You might say his actions and words are properly humble. But once you understand his situation, you can see something else. He’s not “supposed” to be there. He took a great risk, and he doesn’t want to be more offensive than necessary. Certainly he wants to avoid censure. So he cuts a low and reverent profile and stands far away from the holiest areas. We don’t know about his soul. Perhaps he’s humble, but he’s certainly frightened. I’m guessing Jesus’ audience would pick up on this latter state rather than any moral quality like humility.

‘Opening up New Possibilities: Challenging the Limits’

That heading is the title of Part Three in Herzog’s Parables as Subversive Speech. In this parable Jesus does challenge limits and open possibilities. Jesus’ listeners see the publican getting even more than he asked for in his daring venture into the Temple. He had labeled himself a sinner and asked for mercy, and he went home “justified.” Incidentally, asking for mercy does not single him out as especially humble. Mercy is what people, perhaps not including the Pharisee, generally went to the temple for.

We don’t know what sins were on the publican’s mind. Would he have thought his way of life as a hated money collector was sinful? Perhaps, like most others, he thought about the purity code. The story doesn’t tell us, and it doesn’t matter.

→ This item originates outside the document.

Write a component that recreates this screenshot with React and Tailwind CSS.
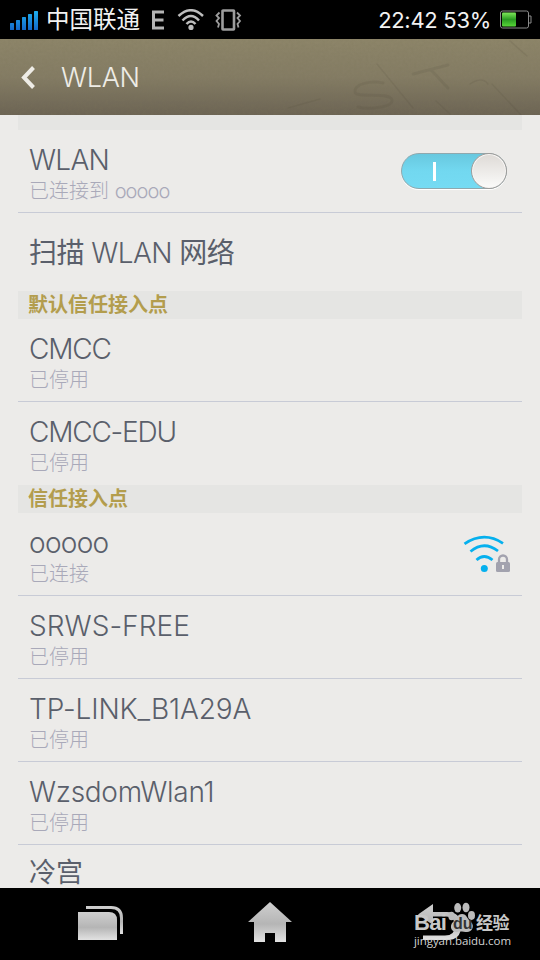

The sins of the Pharisee also don’t enter into the story. Indeed, he is a sinner, even a public sinner. His sinful participation in an oppressive system is obvious to everybody, only not generally recognized as sinful. But those sins don’t enter into this story. It’s religious, not economic or political, oppression that Jesus features in this story. The coming parables in Herzog’s Part Three will take up those other issues. They will inspire conversation about the quality of life for peasants and laborers and possibilities open to them. I’m nearly certain that the anger toward the publican that Jesus’ audience felt and their shock at the surprise ending left them ready for hashing things out. Whether anyone dared to follow the publican’s example and challenge the reigning religious story, Jesus, at least, planted a seed.